Rose-mallow Bee (Ptilothrix bombiformis)
By Melissa Simpson, U.S. Forest Service Ecologist
In contrast to the social lifestyles of honeybees and bumblebees, most bees are solitary, meaning a single female excavates a nest, lays her egg(s), and collects pollen and nectar provisions for her larvae without any cooperation from other bees. Solitary bee nests are often found in aggregations, but a single female occupies each nest.
Like other herbivorous insects, the 18,000 known bee species show great variation in their diet breadth. Generalist bees, including the well-studied honeybees and bumblebees, collect pollen from a wide range of unrelated host plants. Specialist bees are picky-eaters, feeding on a particular genus or species, or even a few closely-related plants. All of the social taxa of bees are generalists, whereas solitary bees can be generalists or specialists.
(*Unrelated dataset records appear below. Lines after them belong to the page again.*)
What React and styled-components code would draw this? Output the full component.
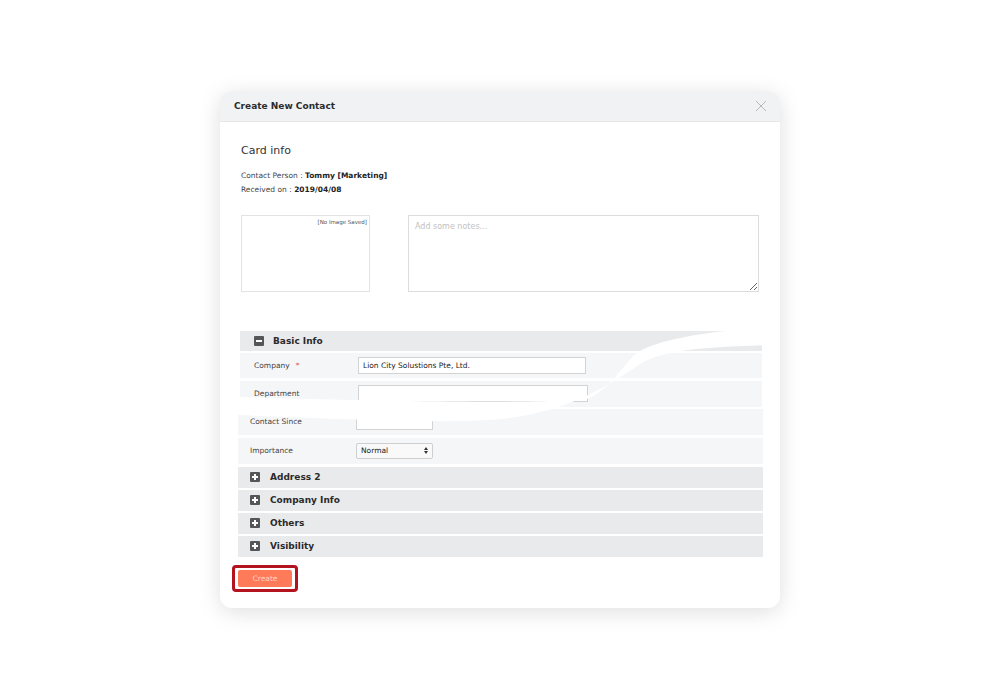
import styled, { createGlobalStyle } from "styled-components"

const GlobalStyle = createGlobalStyle`
  html, body {
    margin: 0;
    padding: 0;
    background: #fff;
    font-family: "DejaVu Sans", Verdana, sans-serif;
    color: #333;
  }
`

const Page = styled.div`
  height: 700px;
  display: flex;
  align-items: center;
  justify-content: center;
`

const Modal = styled.div`
  width: 560px;
  height: 517px;
  margin-top: -2px;
  background: #fff;
  border-radius: 12px;
  overflow: hidden;
  box-shadow: 0 4px 22px rgba(0, 0, 0, 0.13);
  display: flex;
  flex-direction: column;
`

const Header = styled.div`
  height: 31px;
  flex: none;
  background: #f1f2f4;
  border-bottom: 1px solid #e6e7e9;
  box-sizing: border-box;
  display: flex;
  align-items: center;
  justify-content: space-between;
  padding: 0 13px 0 14px;
`

const Title = styled.div`
  font-size: 9px;
  font-weight: bold;
  color: #2b2b2b;
`

const Body = styled.div`
  padding: 0 17px 0 18px;
`

const CardTitle = styled.div`
  margin: 22px 0 0 3px;
  font-size: 11px;
  color: #333;
`

const MetaBlock = styled.div`
  margin: 12px 0 0 3px;
  font-size: 7.5px;
  line-height: 14px;
  color: #444;
  b {
    color: #222;
  }
`

const Attach = styled.div`
  display: flex;
  gap: 38px;
  margin: 18px 0 0 3px;
`

const ImageBox = styled.div`
  width: 129px;
  height: 77px;
  box-sizing: border-box;
  border: 1px solid #e3e3e3;
  font-size: 5.5px;
  color: #555;
  text-align: right;
  padding: 3px 2px;
`

const Notes = styled.textarea`
  width: 351px;
  height: 77px;
  box-sizing: border-box;
  border: 1px solid #dcdcdc;
  font-family: inherit;
  font-size: 8px;
  padding: 6px 6px;
  color: #333;
  &::placeholder {
    color: #c2c2c2;
  }
`

const Form = styled.div`
  position: relative;
  margin-top: 39px;
`

const Piece = styled.div`
  margin-left: ${(p) => p.$shift}px;
  width: ${(p) => p.$width}px;
`

const SectionBar = styled.div`
  height: ${(p) => (p.$tall ? 20 : 21)}px;
  margin-top: ${(p) => p.$mt}px;
  background: #e9eaec;
  display: flex;
  align-items: center;
  gap: ${(p) => p.$gap}px;
  padding-left: ${(p) => p.$pad}px;
  font-size: 9px;
  font-weight: bold;
  color: #2b2b2b;
`

const Toggle = styled.span`
  width: 10px;
  height: 10px;
  background: #55565a;
  border-radius: 1px;
  position: relative;
  flex: none;
  &::before,
  &::after {
    content: "";
    position: absolute;
    background: #fff;
    left: 2px;
    top: 4px;
    width: 6px;
    height: 2px;
  }
  &::after {
    display: ${(p) => (p.$open ? "none" : "block")};
    left: 4px;
    top: 2px;
    width: 2px;
    height: 6px;
  }
`

const FieldRow = styled.div`
  height: ${(p) => p.$h || 26}px;
  margin-top: ${(p) => p.$mt}px;
  background: #f5f6f8;
  display: flex;
  align-items: center;
  padding-left: ${(p) => p.$pad}px;
`

const Label = styled.div`
  width: ${(p) => p.$w}px;
  flex: none;
  font-size: 7.5px;
  color: #444;
  span {
    color: #e8505b;
    margin-left: 6px;
  }
`

const TextInput = styled.div`
  width: ${(p) => p.$w}px;
  height: 17px;
  box-sizing: border-box;
  border: 1px solid #d3d3d3;
  background: #fff;
  font-size: 7.5px;
  color: #222;
  padding: 0 4px;
  display: flex;
  align-items: center;
`

const Select = styled.div`
  width: 77px;
  height: 16px;
  box-sizing: border-box;
  border: 1px solid #cfcfcf;
  border-radius: 2px;
  background: #f9f9f9;
  font-size: 7.5px;
  color: #222;
  padding: 0 4px;
  display: flex;
  align-items: center;
  justify-content: space-between;
`

const Wave = styled.svg`
  position: absolute;
  left: 0;
  top: -11px;
  pointer-events: none;
`

const Footer = styled.div`
  margin: 8px 0 0 -6px;
`

const Highlight = styled.div`
  display: inline-block;
  border: 3px solid #b3131f;
  border-radius: 4px;
  padding: 2px 3px;
`

const CreateButton = styled.button`
  width: 54px;
  height: 17px;
  border: none;
  border-radius: 2px;
  background: #ff7a59;
  color: #ffd2c4;
  font-family: inherit;
  font-size: 7.5px;
  padding: 0;
  display: block;
`

function Section({ title, open, mt = 2, pad, gap }) {
  return (
    <SectionBar $mt={mt} $tall={open} $pad={pad} $gap={gap}>
      <Toggle $open={open} />
      {title}
    </SectionBar>
  )
}

export default function App() {
  return (
    <>
      <GlobalStyle />
      <Page>
        <Modal>
          <Header>
            <Title>Create New Contact</Title>
            <svg width="12" height="12" viewBox="0 0 12 12">
              <path d="M1 1L11 11M11 1L1 11" stroke="#b8b8b8" strokeWidth="1" />
            </svg>
          </Header>
          <Body>
            <CardTitle>Card info</CardTitle>
            <MetaBlock>
              <div>
                Contact Person : <b>Tommy [Marketing]</b>
              </div>
              <div>
                Received on : <b>2019/04/08</b>
              </div>
            </MetaBlock>
            <Attach>
              <ImageBox>[No Image Saved]</ImageBox>
              <Notes placeholder="Add some notes..." />
            </Attach>

            <Form>
              <Piece $shift={2} $width={522}>
                <Section title="Basic Info" open mt={0} pad={14} gap={9} />
                <FieldRow $mt={2} $h={25} $pad={14}>
                  <Label $w={104}>
                    Company<span>*</span>
                  </Label>
                  <TextInput $w={228}>Lion City Solustions Pte, Ltd.</TextInput>
                </FieldRow>
                <FieldRow $mt={3} $pad={14}>
                  <Label $w={104}>Department</Label>
                  <TextInput $w={230} />
                </FieldRow>
              </Piece>
              <Piece $shift={0} $width={525}>
                <FieldRow $mt={2} $pad={12}>
                  <Label $w={106}>Contact Since</Label>
                  <TextInput $w={77} />
                </FieldRow>
                <FieldRow $mt={3} $pad={12}>
                  <Label $w={106}>Importance</Label>
                  <Select>
                    Normal
                    <svg width="4" height="7" viewBox="0 0 4 7">
                      <path d="M0 3L2 0L4 3ZM0 4L2 7L4 4Z" fill="#333" />
                    </svg>
                  </Select>
                </FieldRow>
                <Section title="Address 2" mt={3} pad={12} gap={10} />
                <Section title="Company Info" pad={12} gap={10} />
                <Section title="Others" pad={12} gap={10} />
                <Section title="Visibility" pad={12} gap={10} />
              </Piece>

              <Wave width="532" height="110" viewBox="238 320 532 110">
                <path
                  d="M745 329 C700 333 660 340 640 351 C625 360 615 385 590 398 C560 404 400 402 236 397 L236 415 C350 419 460 425 510 418 C570 410 610 385 640 364 C660 352 690 347 770 345 L770 326 L745 326 Z"
                  fill="#fff"
                />
              </Wave>
            </Form>

            <Footer>
              <Highlight>
                <CreateButton>Create</CreateButton>
              </Highlight>
            </Footer>
          </Body>
        </Modal>
      </Page>
    </>
  )
}
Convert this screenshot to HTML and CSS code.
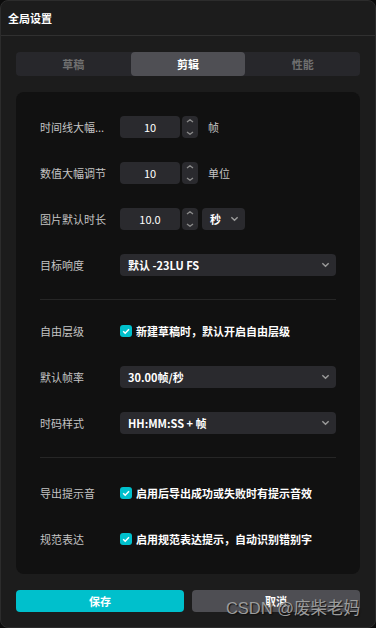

Ptilothrix bombiformis (Hymenoptera: Apoidea) is a solitary, ground-nesting, specialist bee belonging to the tribe Emphorini. All emphorine species for which host-plant affinities have been studied, including Ptilothrix species, are specialists, typically collecting pollen from a single host genus or several related genera. Ptilothrix bombiformis is a Hibiscus specialist.
Ptilothrix bombiformis is a robust bee that resembles, and could be mistaken for, a bumblebee. Its head and mesosoma are covered with a mix of short, dense black and light-yellow hairs. In addition to the hair on the head and mesosoma, the presence of short, light-yellow hairs on the basal metasomal tergum (first segment), distinguish this bee from other look-a-likes. It has long, gangly, hairy legs. Females’ hind legs are covered with very dense, plumose hairs because she carries pollen in the hairs to transport it to her nest.
It nests in hard-packed roadways and levees in close proximity to water sources. Female Ptilothrix can “walk” on water! They alight on the water’s surface to collect water to moisten the hard-packed soil while excavating burrows. The entrance to the nest is surrounded by a turret, which looks like a mud chimney. Female Ptilothrix construct and provision several nests during one season. Nests are vertical and usually one or two-celled and each cell contain an egg and a pollen provision. The female lays her egg on the pollen provision and the larvae eats its way around the pollen mass as it grows and develops.
When feeding is complete, the larva deposits a layer of fecal material that covers the entire interior of the cell, and then covers itself in a cocoon. The layer of feces appears as a layer of pollen exines without recognizable fecal pellets, which is a unique emphorine characteristic.
Mating behavior involves male bees resting in Hibiscus flowers, waiting for foraging females, and males will fly from blossom to blossom in search of a female. Males will chase-away or fight with other males that try to land on their flower.